My honorable and learned friend [Mr. Erskine] has paid this night a most just, deserved, and eloquent tribute of applause to the memory of that great and unparalleled character, who is so recently lost to the world. I must, like him, beg leave to dwell a moment on the venerable George Washington, though I know that it is impossible for me to bestow any­thing like adequate praise on a character which gave us, more than any other human being, the example of a perfect man; yet, good, great, and unexampled as General Washington was, I can remember the time when he was not better spoken of in this House than Bonaparte is at present. The right honorable gentleman who opened this debate [Mr. Dundas] may remember in what terms of disdain, or virulence, even of contempt, General Washington was spoken of by gentlemen on that side of the House. Does he not recollect with what marks of indignation any mem­ber was stigmatized as an enemy to this country who mentioned with common respect the name of General Washington? If a negotiation had then been proposed to be opened with that great man, what would have been said? Would you treat with a rebel, a traitor! What an example would you not give by such an act! I do not know whether the right hon­orable gentleman may not yet possess some of his old prejudices on the subject. I hope not: I hope by this time we are all convinced that a repub­lican government, like that of America, may exist without danger or in­jury to social order, or to established monarchies. They have happily shown that they can maintain the relations of peace and amity with other states. They have shown, too, that they are alive to the feelings of honor; but they do not lose sight of plain good sense and discretion. They have not refused to negotiate with the French, and they have accordingly the hopes of a speedy termination of every difference. We cry up their conduct, but we do not imitate it.
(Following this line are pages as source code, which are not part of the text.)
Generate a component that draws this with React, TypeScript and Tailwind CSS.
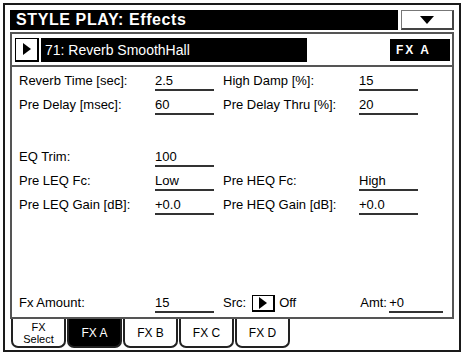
import React from "react";

const font = { fontFamily: '"Liberation Sans", Arial, sans-serif' };

function Field({ label, value }: { label: string; value: string }) {
  return (
    <>
      <div className="w-[136px] shrink-0">{label}</div>
      <div className="w-[59px] shrink-0 h-[20px] border-b-2 border-[#333] leading-[20px]">{value}</div>
    </>
  );
}

function Row({ a, b }: { a: [string, string]; b?: [string, string] }) {
  return (
    <div className="flex items-start h-[24px]">
      <Field label={a[0]} value={a[1]} />
      {b && (
        <div className="flex ml-[9px]">
          <Field label={b[0]} value={b[1]} />
        </div>
      )}
    </div>
  );
}

function PlayBox({ className = "" }: { className?: string }) {
  return (
    <div className={`flex items-center justify-center bg-white border border-black border-r-2 border-b-2 ${className}`}>
      <svg width="8" height="12" viewBox="0 0 8 12">
        <polygon points="0,0 8,6 0,12" fill="#000" />
      </svg>
    </div>
  );
}

const tabs = ["FX Select", "FX A", "FX B", "FX C", "FX D"];

export default function App() {
  return (
    <div className="w-[464px] h-[356px] bg-white pt-[3px] pl-[3px]" style={font}>
      <div className="w-[458px] h-[349px] border-2 border-[#1a1a1a] px-[5px] pt-[5px] flex flex-col text-[13px] text-black">
        {/* title bar */}
        <div className="flex h-[20px] shrink-0">
          <div className="flex-1 bg-black text-white font-bold text-[16px] tracking-[0.6px] leading-[20px] pl-[6px]">
            STYLE PLAY: Effects
          </div>
          <div className="w-[53px] bg-white border border-[#777] border-r-2 border-b-2 border-r-[#444] border-b-[#444] flex items-center justify-center ml-[3px]">
            <svg width="14" height="8" viewBox="0 0 14 8">
              <polygon points="0,0 14,0 7,8" fill="#000" />
            </svg>
          </div>
        </div>

        {/* effect name row */}
        <div className="mt-[2px] h-[35px] shrink-0 border-2 border-[#555] flex items-center pl-[3px] pr-[2px]">
          <PlayBox className="w-[24px] h-[24px]" />
          <div className="ml-[2px] w-[266px] h-[24px] bg-black text-white text-[14px] leading-[24px] pl-[4px]">
            71: Reverb SmoothHall
          </div>
          <div className="ml-auto w-[60px] h-[22px] bg-black text-white font-bold text-[12px] tracking-[2px] leading-[22px] pl-[6px]">
            FX A
          </div>
        </div>

        {/* parameters panel */}
        <div className="h-[252px] shrink-0 border-2 border-t-0 border-[#555] flex flex-col pl-[7px] pt-[4px]">
          <Row a={["Reverb Time [sec]:", "2.5"]} b={["High Damp [%]:", "15"]} />
          <Row a={["Pre Delay [msec]:", "60"]} b={["Pre Delay Thru [%]:", "20"]} />
          <div className="h-[28px]" />
          <Row a={["EQ Trim:", "100"]} />
          <Row a={["Pre LEQ Fc:", "Low"]} b={["Pre HEQ Fc:", "High"]} />
          <Row a={["Pre LEQ Gain [dB]:", "+0.0"]} b={["Pre HEQ Gain [dB]:", "+0.0"]} />
          <div className="flex-1" />
          <div className="flex items-start h-[24px]">
            <Field label="Fx Amount:" value="15" />
            <div className="ml-[9px] leading-[20px]">Src:</div>
            <PlayBox className="ml-[6px] w-[23px] h-[17px] mt-[2px]" />
            <div className="ml-[4px] leading-[20px]">Off</div>
            <div className="ml-[64px] leading-[20px] w-[29px]">Amt:</div>
            <div className="w-[54px] h-[20px] border-b-2 border-[#333] leading-[20px]">+0</div>
          </div>
        </div>

        {/* tabs */}
        <div className="flex gap-[1px] h-[29px] shrink-0 pl-[1px]">
          {tabs.map((t, i) => {
            const on = i === 1;
            const two = t === "FX Select";
            return (
              <div
                key={t}
                className={`w-[55px] border-2 border-t-0 border-[#222] rounded-b-[7px] flex flex-col items-center justify-center ${
                  on ? "bg-black text-white" : "bg-white text-black"
                } ${two ? "text-[11px] leading-[12px]" : "text-[12px]"}`}
              >
                {two ? (
                  <>
                    <span>FX</span>
                    <span>Select</span>
                  </>
                ) : (
                  <span>{t}</span>
                )}
              </div>
            );
          })}
        </div>
      </div>
    </div>
  );
}
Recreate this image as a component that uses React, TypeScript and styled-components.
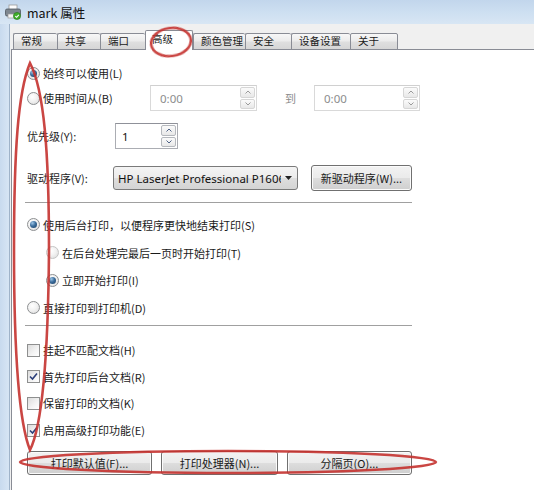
import React from 'react';
import styled, { createGlobalStyle } from 'styled-components';

const GlobalStyle = createGlobalStyle`
  html, body {
    margin: 0;
    padding: 0;
  }
  body {
    width: 534px;
    height: 490px;
    overflow: hidden;
    background: #f0f0f0;
    font-family: "Noto Sans CJK SC", "Noto Sans", sans-serif;
    color: #1e1e1e;
  }
`;

const Window = styled.div`
  position: relative;
  width: 534px;
  height: 490px;
  display: flex;
  flex-direction: column;
  overflow: hidden;
`;

const TitleBar = styled.div`
  height: 24px;
  flex-shrink: 0;
  display: flex;
  align-items: center;
  gap: 5px;
  padding-left: 4px;
  background: linear-gradient(to bottom, #c2d6ec 0%, #cddff1 50%, #d8e6f4 100%);
  font-size: 12.5px;
  color: #111;
`;

const Frame = styled.div`
  flex: 1;
  display: flex;
`;

const FrameEdge = styled.div`
  width: 9px;
  flex-shrink: 0;
  background: linear-gradient(to right, #c8daee, #d7e5f4);
  border-right: 1px solid #9fb3c9;
`;

const Dialog = styled.div`
  flex: 1;
  display: flex;
  flex-direction: column;
  background: #f0f0f0;
  padding: 7px 0 0 1px;
`;

const TabRow = styled.div`
  height: 19px;
  display: flex;
  align-items: flex-end;
  padding-left: 2px;
  position: relative;
  z-index: 1;
  margin-bottom: -1px;
`;

const Tab = styled.div<{ $w: number; $active?: boolean }>`
  width: ${(p) => p.$w}px;
  height: ${(p) => (p.$active ? 20 : 17)}px;
  box-sizing: border-box;
  border: 1px solid #898c95;
  border-bottom: ${(p) => (p.$active ? 'none' : '1px solid #898c95')};
  border-right: ${(p) => (p.$active ? '1px solid #898c95' : 'none')};
  border-radius: 2px 2px 0 0;
  background: ${(p) =>
    p.$active
      ? '#ffffff'
      : 'linear-gradient(to bottom, #f7f7f7 0%, #ececec 45%, #dfdfdf 55%, #d6d6d6 100%)'};
  font-size: 10.5px;
  line-height: 1;
  display: flex;
  align-items: center;
  padding-left: ${(p) => (p.$active ? 6 : 7)}px;
  padding-bottom: ${(p) => (p.$active ? 3 : 0)}px;
  color: #1a1a1a;
  &:last-child {
    border-right: 1px solid #898c95;
  }
`;

const Panel = styled.div`
  flex: 1;
  background: #ffffff;
  border-top: 1px solid #898c95;
  border-left: 1px solid #898c95;
  padding: 11px 0 0 15px;
  display: flex;
  flex-direction: column;
  font-size: 11px;
`;

const Row = styled.div<{ $h: number; $mt?: number; $indent?: number }>`
  height: ${(p) => p.$h}px;
  margin-top: ${(p) => p.$mt ?? 0}px;
  padding-left: ${(p) => p.$indent ?? 0}px;
  display: flex;
  align-items: center;
  flex-shrink: 0;
`;

const Option = styled.div<{ $w?: number }>`
  display: flex;
  align-items: center;
  width: ${(p) => (p.$w ? `${p.$w}px` : 'auto')};
  flex-shrink: 0;
`;

const RadioCircle = styled.span<{ $checked?: boolean; $dim?: boolean }>`
  width: 13px;
  height: 13px;
  box-sizing: border-box;
  border-radius: 50%;
  border: 1px solid ${(p) => (p.$dim ? '#c4c4c4' : '#8d8f91')};
  background: radial-gradient(circle at 40% 35%, #ffffff 0%, #f2f2f2 45%, #d8d8d8 100%);
  display: flex;
  align-items: center;
  justify-content: center;
  flex-shrink: 0;
  &::after {
    content: '';
    display: ${(p) => (p.$checked ? 'block' : 'none')};
    width: 7px;
    height: 7px;
    border-radius: 50%;
    background: radial-gradient(circle at 35% 30%, #9cc4e6 0%, #3b6d9c 45%, #1c3f63 100%);
  }
`;

const CheckBox = styled.span`
  width: 13px;
  height: 13px;
  box-sizing: border-box;
  border: 1px solid #8e8f8f;
  background: linear-gradient(135deg, #dcdcdc 0%, #f4f4f4 60%, #ffffff 100%);
  display: flex;
  align-items: center;
  justify-content: center;
  flex-shrink: 0;
`;

const Label = styled.span`
  margin-left: 3px;
  white-space: nowrap;
  color: #1a1a1a;
`;

const FieldLabel = styled.span<{ $w: number }>`
  width: ${(p) => p.$w}px;
  flex-shrink: 0;
  white-space: nowrap;
`;

const SpinBox = styled.div<{ $w: number; $disabled?: boolean; $ml?: number }>`
  width: ${(p) => p.$w}px;
  height: 26px;
  margin-left: ${(p) => p.$ml ?? 0}px;
  box-sizing: border-box;
  border: 1px solid ${(p) => (p.$disabled ? '#d9d9d9' : '#abadb3')};
  border-top-color: ${(p) => (p.$disabled ? '#d0d0d0' : '#8f9199')};
  background: #ffffff;
  display: flex;
  flex-shrink: 0;
`;

const SpinValue = styled.div<{ $pad: number; $disabled?: boolean }>`
  flex: 1;
  display: flex;
  align-items: center;
  padding-left: ${(p) => p.$pad}px;
  font-family: "Noto Sans", sans-serif;
  font-size: 11.5px;
  color: ${(p) => (p.$disabled ? '#8d8d8d' : '#111')};
`;

const SpinButtons = styled.div`
  width: 15px;
  display: flex;
  flex-direction: column;
  gap: 1px;
  padding: 1px;
`;

const SpinButton = styled.div<{ $disabled?: boolean }>`
  flex: 1;
  box-sizing: border-box;
  border: 1px solid ${(p) => (p.$disabled ? '#d6d6d6' : '#b5b8bd')};
  border-radius: 2px;
  background: linear-gradient(to bottom, #fbfbfb, #e8e8e8);
  display: flex;
  align-items: center;
  justify-content: center;
`;

const ToLabel = styled.span`
  margin-left: 28px;
  width: 16px;
  color: #8a8a8a;
  flex-shrink: 0;
`;

const Combo = styled.div`
  width: 185px;
  height: 24px;
  box-sizing: border-box;
  border: 1px solid #7a7a7a;
  border-radius: 3px;
  background: linear-gradient(to bottom, #f4f4f4 0%, #ececec 48%, #dedede 52%, #d4d4d4 100%);
  display: flex;
  align-items: center;
  padding: 0 5px 0 4px;
  flex-shrink: 0;
`;

const ComboText = styled.span`
  flex: 1;
  overflow: hidden;
  white-space: nowrap;
  font-family: "Noto Sans", sans-serif;
  font-size: 11.5px;
  color: #111;
`;

const PushButton = styled.div<{ $w: number; $h?: number; $ml?: number }>`
  width: ${(p) => p.$w}px;
  height: ${(p) => p.$h ?? 24}px;
  margin-left: ${(p) => p.$ml ?? 0}px;
  box-sizing: border-box;
  border: 1px solid #707070;
  border-radius: 3px;
  background: linear-gradient(to bottom, #f2f2f2 0%, #ebebeb 48%, #dddddd 52%, #cfcfcf 100%);
  box-shadow: inset 0 0 0 1px #fbfbfb;
  display: flex;
  align-items: center;
  justify-content: center;
  white-space: nowrap;
  flex-shrink: 0;
  color: #1a1a1a;
`;

const Separator = styled.div<{ $mt: number }>`
  width: 387px;
  height: 1px;
  margin: ${(p) => p.$mt}px 0 0 -2px;
  background: #a0a0a0;
  border-bottom: 1px solid #ffffff;
  flex-shrink: 0;
`;

const Marks = styled.svg`
  position: absolute;
  left: 0;
  top: 0;
  pointer-events: none;
  z-index: 5;
`;

const PrinterIcon = () => (
  <svg width="18" height="16" viewBox="0 0 18 16">
    <rect x="5" y="1" width="8" height="5" fill="#fdfdfd" stroke="#9a9a9a" strokeWidth="0.8" />
    <rect x="1.5" y="5" width="15" height="7" rx="1.5" fill="#7e8790" stroke="#4e565e" strokeWidth="0.8" />
    <rect x="4" y="10" width="10" height="4" fill="#f4f4f4" stroke="#9a9a9a" strokeWidth="0.7" />
    <circle cx="13" cy="12" r="3.6" fill="#3fae2a" stroke="#26761a" strokeWidth="0.6" />
    <path d="M11.3 12.1 L12.6 13.3 L14.8 10.8" fill="none" stroke="#fff" strokeWidth="1.1" />
  </svg>
);

const Chevron = ({ up, disabled }: { up?: boolean; disabled?: boolean }) => (
  <svg width="6" height="4" viewBox="0 0 6 4">
    <path
      d={up ? 'M0.5 3.5 L3 1 L5.5 3.5' : 'M0.5 0.5 L3 3 L5.5 0.5'}
      fill="none"
      stroke={disabled ? '#9a9a9a' : '#4d6185'}
      strokeWidth="1"
    />
  </svg>
);

const CheckMark = () => (
  <svg width="9" height="9" viewBox="0 0 9 9">
    <path d="M1 4.5 L3.5 7 L8 1.5" fill="none" stroke="#2c3f7a" strokeWidth="1.6" />
  </svg>
);

const Spin = ({ w, value, pad, disabled, ml }: { w: number; value: string; pad: number; disabled?: boolean; ml?: number }) => (
  <SpinBox $w={w} $disabled={disabled} $ml={ml}>
    <SpinValue $pad={pad} $disabled={disabled}>{value}</SpinValue>
    <SpinButtons>
      <SpinButton $disabled={disabled}><Chevron up disabled={disabled} /></SpinButton>
      <SpinButton $disabled={disabled}><Chevron disabled={disabled} /></SpinButton>
    </SpinButtons>
  </SpinBox>
);

const Radio = ({ label, checked, dim, w }: { label: string; checked?: boolean; dim?: boolean; w?: number }) => (
  <Option $w={w}>
    <RadioCircle $checked={checked} $dim={dim} />
    <Label>{label}</Label>
  </Option>
);

const Check = ({ label, checked }: { label: string; checked?: boolean }) => (
  <Option>
    <CheckBox>{checked && <CheckMark />}</CheckBox>
    <Label>{label}</Label>
  </Option>
);

const tabs = [
  { label: '常规', w: 44 },
  { label: '共享', w: 43 },
  { label: '端口', w: 45 },
  { label: '高级', w: 48, active: true },
  { label: '颜色管理', w: 52 },
  { label: '安全', w: 46 },
  { label: '设备设置', w: 59 },
  { label: '关于', w: 48 },
];

const checks = [
  { label: '挂起不匹配文档(H)', checked: false },
  { label: '首先打印后台文档(R)', checked: true },
  { label: '保留打印的文档(K)', checked: false },
  { label: '启用高级打印功能(E)', checked: true },
];

export default function App() {
  return (
    <Window>
      <GlobalStyle />
      <TitleBar>
        <PrinterIcon />
        <span>mark 属性</span>
      </TitleBar>
      <Frame>
        <FrameEdge />
        <Dialog>
          <TabRow>
            {tabs.map((t) => (
              <Tab key={t.label} $w={t.w} $active={t.active}>
                {t.label}
              </Tab>
            ))}
          </TabRow>
          <Panel>
            <Row $h={24}>
              <Radio label="始终可以使用(L)" checked />
            </Row>
            <Row $h={26}>
              <Radio label="使用时间从(B)" w={123} />
              <Spin w={107} value="0:00" pad={9} disabled />
              <ToLabel>到</ToLabel>
              <Spin w={106} value="0:00" pad={9} disabled ml={13} />
            </Row>
            <Row $h={26} $mt={12}>
              <FieldLabel $w={88}>优先级(Y):</FieldLabel>
              <Spin w={63} value="1" pad={6} />
            </Row>
            <Row $h={26} $mt={16}>
              <FieldLabel $w={86}>驱动程序(V):</FieldLabel>
              <Combo>
                <ComboText>HP LaserJet Professional P1606dn</ComboText>
                <svg width="7" height="4" viewBox="0 0 7 4" style={{ marginLeft: 4 }}>
                  <path d="M0 0 L7 0 L3.5 4 Z" fill="#222" />
                </svg>
              </Combo>
              <PushButton $w={101} $h={26} $ml={13}>新驱动程序(W)...</PushButton>
            </Row>
            <Separator $mt={11} />
            <Row $h={27.7} $mt={7}>
              <Radio label="使用后台打印，以便程序更快地结束打印(S)" checked />
            </Row>
            <Row $h={27.7} $indent={19}>
              <Radio label="在后台处理完最后一页时开始打印(T)" dim />
            </Row>
            <Row $h={27.7} $indent={19}>
              <Radio label="立即开始打印(I)" checked />
            </Row>
            <Row $h={27.7}>
              <Radio label="直接打印到打印机(D)" />
            </Row>
            <Separator $mt={3} />
            <Row $h={10} />
            {checks.map((c) => (
              <Row key={c.label} $h={26.7}>
                <Check label={c.label} checked={c.checked} />
              </Row>
            ))}
            <Row $h={24} $mt={7}>
              <PushButton $w={125}>打印默认值(F)...</PushButton>
              <PushButton $w={117} $ml={9}>打印处理器(N)...</PushButton>
              <PushButton $w={125} $ml={9}>分隔页(O)...</PushButton>
            </Row>
          </Panel>
        </Dialog>
      </Frame>
      <Marks width="534" height="490" viewBox="0 0 534 490">
        <g fill="none" stroke="#c4312e" strokeWidth="2.6" strokeLinecap="round" opacity="0.9">
          <ellipse cx="171" cy="42" rx="20" ry="14" transform="rotate(-8 171 42)" />
          <path d="M30 63 C18 92, 14 150, 14 250 C14 350, 18 420, 30 450 C40 430, 48 380, 49 250 C49 150, 44 90, 30 63 Z" />
          <ellipse cx="228" cy="462" rx="208" ry="11" />
        </g>
      </Marks>
    </Window>
  );
}
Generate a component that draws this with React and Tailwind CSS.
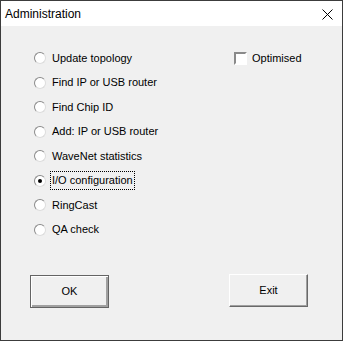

Where, then, sir, is this war, which on every side is pregnant with such horrors, to be carried? Where is it to stop? Not till we establish the House of Bourbon! And this you cherish the hope of doing, because you have had a successful campaign. So that we are called upon to go on merely as a speculation. We must keep Bonaparte for some time longer at war, as a state of probation. Gracious God, sir! is war a state of pro­bation? Is peace a rash system? Is it dangerous for nations to live in amity with each other? Are your vigilance, your policy, your common powers of observation, to be extinguished by putting an end to the horrors of war?

Can not this state of probation be as well undergone without adding to the catalog of human sufferings? “But we must pause!” What! must the bowels of Great Britain be torn out—her best blood be spilled—her treas­ures wasted—that you may make an experiment? Put yourselves—oh! that you would put yourselves in the field of battle, and learn to judge of the sort of horrors that you excite! In former wars a man might, at least, have some feeling, some interest, that served to balance in his mind the impressions which a scene of carnage and of death must inflict.

If a man had been present at the Battle of Blenheim, for instance, and had inquired the motive of the battle, there was not a soldier engaged who could not have satisfied his curiosity, and even, perhaps, allayed his feel­ings. They were fighting, they knew, to repress the uncontrolled ambition of the Grand Monarch. But if a man were present now at a field of slaugh­ter, and were to inquire for what they were fighting—“Fighting!” would be the answer; “they are not fighting; they are pausing“Why is that man expiring? Why is that other writhing with agony? What means this im­placable fury?” The answer must be: “You are quite wrong, sir; you de­ceive yourself—they are not fighting—do not disturb them—they are merely pausing! This man is not expiring with agony—that man is not dead—he is only pausing! Lord help you, sir! they are not angry with one another; they have no cause of quarrel; but their country thinks that there should be a pause. All that you see, sir, is nothing like fighting—there is no harm, nor cruelty, nor bloodshed in it whatever; it is nothing more than a political pause! It is merely to try an experiment—to see whether Bona­parte will not behave himself better than heretofore; and in the meantime we have agreed to a pause, in pure friendship!” And is this the way, sir, that you are to show yourselves the advocates of order? You take up a sys­tem calculated to uncivilize the world—to destroy order—to trample on religion—to stifle in the heart, not merely the generosity of noble senti­ment, but the affections of social nature; and in the prosecution of this system, you spread terror and devastation all around you.

Sir, I have done. I have told you my opinion. I think you ought to have given a civil, clear, and explicit answer to the overture which was fairly and handsomely made you. If you were desirous that the negotiation should have included all your allies, as the means of bringing about a gen­eral peace, you should have told Bonaparte so. But I believe you were afraid of his agreeing to the proposal.